Наиболее энергичные среди них образовали так называемые «стрелецкие сечевые части», задачей которых было вплетать новые лавры в сомнительный венок «славы» австро-венгерской армии. Они и помогли Вене осуществить ее давнюю мечту: посадить на украинский престол одного из габсбургских эрцгерцогов.
Понятно, что вся эта политика не могла найти отклика среди широких украинских масс, несмотря на то что желто-блакитные агенты центральных держав охотно пользовались в своей работе антицарскими лозунгами. Полтавского крестьянина также трудно было оставить в дураках, как и харьковского рабочего, — и тот и другой прекрасно знали, что кандалы немецкого производства нисколько не легче царских наручников. Наоборот, знакомство с немецкими помещиками и фабрикантами на Украине убедило их в том, что в деле эксплуатации и угнетения пруссаки были и останутся непревзойденными мастерами.
В 1917 году желто-блакитным немецким агентам Зализняку, Донцову и Назаруку посчастливилось наконец выплыть на широкую арену. Им казалось, что настало их время. В Берлине внимательно читали их отчеты о выступлении Михновского на армейском съезде в Киеве. Читали и строили свои планы.

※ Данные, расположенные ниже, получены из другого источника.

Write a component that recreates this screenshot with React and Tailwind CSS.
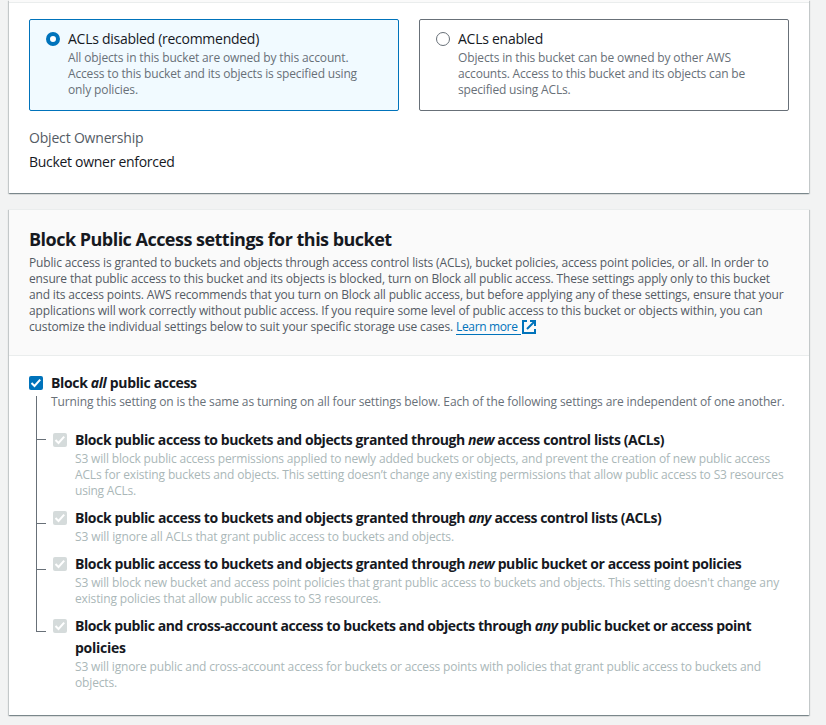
import React from "react";

// One line of copy with its own tracking.
function Line({ t = "tracking-[-0.15px]", children }) {
  return <span className={`block whitespace-nowrap ${t}`}>{children}</span>;
}

function Tile({ selected, title, titleTracking, children }) {
  return (
    <label
      className={`flex h-[92px] flex-1 gap-2 rounded-[2px] border px-4 pt-2 ${
        selected ? "border-[#0073bb] bg-[#f1faff]" : "border-[#687078] bg-white"
      }`}
    >
      {selected ? (
        <span className="mt-1 size-[14px] shrink-0 rounded-full border-4 border-[#0073bb] bg-white" />
      ) : (
        <span className="mt-1 size-[14px] shrink-0 rounded-full border border-[#687078] bg-white" />
      )}
      <span className="block">
        <span className={`block text-sm leading-[22px] font-medium whitespace-nowrap ${titleTracking}`}>{title}</span>
        <span className="block text-xs leading-4 text-[#687078]">{children}</span>
      </span>
    </label>
  );
}

function Check({ disabled }) {
  return (
    <svg viewBox="0 0 14 14" className="mt-1 size-[14px] shrink-0">
      <rect width="14" height="14" rx="2" fill={disabled ? "#d5dbdb" : "#0073bb"} />
      <path d="M2.5 7 5.5 10 11.2 3.6" fill="none" stroke="#fff" strokeWidth="2" />
    </svg>
  );
}

function Setting({ title, children }) {
  return (
    <div className="flex gap-2">
      <Check disabled />
      <div>
        <div className="text-sm leading-[22px] font-bold">{title}</div>
        <div className="text-xs leading-4 text-[#aab7b8]">{children}</div>
      </div>
    </div>
  );
}

const cardShadow =
  "shadow-[0_1px_1px_0_rgba(0,28,36,0.3),1px_1px_1px_0_rgba(0,28,36,0.15),-1px_1px_1px_0_rgba(0,28,36,0.15)]";

export default function App() {
  return (
    <div className="h-[725px] w-full overflow-hidden bg-[#f2f3f3] pr-[17px] pl-[9px] font-['Open_Sans',sans-serif] text-[#16191f]">
      <section className={`h-[193px] bg-white ${cardShadow}`}>
        <div className="h-[3px] border-b border-[#eaeded] bg-[#fafafa]" />
        <div className="px-5 pt-4">
          <div className="flex gap-5">
            <Tile selected title="ACLs disabled (recommended)" titleTracking="tracking-[-0.272px]">
              <Line t="tracking-[-0.139px]">All objects in this bucket are owned by this account.</Line>
              <Line t="tracking-[-0.159px]">Access to this bucket and its objects is specified using</Line>
              <Line t="tracking-[-0.125px]">only policies.</Line>
            </Tile>
            <Tile title="ACLs enabled" titleTracking="tracking-[-0.254px]">
              <Line t="tracking-[-0.14px]">Objects in this bucket can be owned by other AWS</Line>
              <Line t="tracking-[-0.177px]">accounts. Access to this bucket and its objects can be</Line>
              <Line t="tracking-[-0.178px]">specified using ACLs.</Line>
            </Tile>
          </div>
          <div className="mt-4 text-sm leading-[22px] tracking-[-0.185px] text-[#545b64]">Object Ownership</div>
          <div className="mt-0.5 text-sm leading-[22px] font-medium tracking-[-0.295px]">Bucket owner enforced</div>
        </div>
      </section>

      <section className={`mt-4 h-[506px] border-t border-[#eaeded] bg-white ${cardShadow}`}>
        <header className="h-[146px] border-b border-[#eaeded] bg-[#fafafa] px-5 pt-[18px]">
          <h2 className="text-lg leading-[22px] font-bold tracking-[-0.52px]">
            Block Public Access settings for this bucket
          </h2>
          <div className="mt-[5px] text-xs leading-4 text-[#545b64]">
            <Line t="tracking-[-0.159px]">
              Public access is granted to buckets and objects through access control lists (ACLs), bucket policies, access point policies, or all. In order to
            </Line>
            <Line t="tracking-[-0.142px]">
              ensure that public access to this bucket and its objects is blocked, turn on Block all public access. These settings apply only to this bucket
            </Line>
            <Line t="tracking-[-0.158px]">
              and its access points. AWS recommends that you turn on Block all public access, but before applying any of these settings, ensure that your
            </Line>
            <Line t="tracking-[-0.141px]">
              applications will work correctly without public access. If you require some level of public access to this bucket or objects within, you can
            </Line>
            <div className="flex">
              <Line t="tracking-[-0.141px]">customize the individual settings below to suit your specific storage use cases.</Line>
              <a className="ml-[3px] flex h-[16px] text-[#0073bb]">
                <span className="h-4 w-[65px] border-b border-[#0073bb] leading-4 whitespace-nowrap tracking-[-0.35px]">
                  Learn more
                </span>
                <svg viewBox="0 0 14 14" className="mt-px ml-px size-[14px]" fill="none" stroke="#0073bb" strokeWidth="2">
                  <path d="M5 1H1v12h12V9" />
                  <path d="M8 1h5v5M13 1 5 9" />
                </svg>
              </a>
            </div>
          </div>
        </header>

        <div className="px-5 pt-4">
          <div className="flex gap-2">
            <Check />
            <div>
              <div className="text-sm leading-[22px] font-bold tracking-[-0.34px]">
                Block <em>all</em> public access
              </div>
              <div className="text-xs leading-4 text-[#687078]">
                <Line t="tracking-[-0.121px]">
                  Turning this setting on is the same as turning on all four settings below. Each of the following settings are independent of one another.
                </Line>
              </div>
            </div>
          </div>

          <div className="-mt-3.5 flex pl-[7px]">
            <div className="w-[10px] shrink-0">
              <div className="h-[44px] border-b border-l border-[#687078]" />
              <div className="h-[84px] border-b border-l border-[#687078]" />
              <div className="h-[46px] border-b border-l border-[#687078]" />
              <div className="h-[62px] border-b border-l border-[#687078]" />
            </div>
            <div className="ml-[7px] flex flex-col gap-2 pt-[33px]">
              <Setting
                title={
                  <Line t="tracking-[-0.41px]">
                    Block public access to buckets and objects granted through <em>new</em> access control lists (ACLs)
                  </Line>
                }
              >
                <Line t="tracking-[-0.16px]">
                  S3 will block public access permissions applied to newly added buckets or objects, and prevent the creation of new public access
                </Line>
                <Line t="tracking-[-0.149px]">
                  ACLs for existing buckets and objects. This setting doesn’t change any existing permissions that allow public access to S3 resources
                </Line>
                <Line t="tracking-[-0.217px]">using ACLs.</Line>
              </Setting>
              <Setting
                title={
                  <Line t="tracking-[-0.405px]">
                    Block public access to buckets and objects granted through <em>any</em> access control lists (ACLs)
                  </Line>
                }
              >
                <Line t="tracking-[-0.11px]">S3 will ignore all ACLs that grant public access to buckets and objects.</Line>
              </Setting>
              <Setting
                title={
                  <Line t="tracking-[-0.405px]">
                    Block public access to buckets and objects granted through <em>new</em> public bucket or access point policies
                  </Line>
                }
              >
                <Line t="tracking-[-0.132px]">
                  S3 will block new bucket and access point policies that grant public access to buckets and objects. This setting doesn't change any
                </Line>
                <Line t="tracking-[-0.151px]">existing policies that allow public access to S3 resources.</Line>
              </Setting>
              <Setting
                title={
                  <>
                    <Line t="tracking-[-0.422px]">
                      Block public and cross-account access to buckets and objects through <em>any</em> public bucket or access point
                    </Line>
                    <Line t="tracking-[-0.25px]">policies</Line>
                  </>
                }
              >
                <Line t="tracking-[-0.161px]">
                  S3 will ignore public and cross-account access for buckets or access points with policies that grant public access to buckets and
                </Line>
                <Line t="tracking-[-0.154px]">objects.</Line>
              </Setting>
            </div>
          </div>
        </div>
      </section>
    </div>
  );
}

Эти планы встали перед миром во всей своей наготе на Брестской мирной конференции. С легкой руки генерала Гофмана за столом этой конференции оказались и украинские севрюки.[2] Выпущенные из берлинской клетки желто-блакитные попугаи послушно повторяли то, чему их учили долгие годы немецкие хозяева, и услужливо кивали, слыша требования немецкой делегации, предъявленные советскому правительству. Когда же немецкий генеральский кулак стукнул по столу, и советским делегатам был предъявлен ультиматум в отношении Украины, и перед украинским народом во весь рост встала опасность австро-германской оккупации, националистические статисты на радостях запели «Осанна в вышних…» Вильгельму. Наконец, как им казалось, настало их время, а с ним возможность сменить лакейскую ливрею на министерский фрак.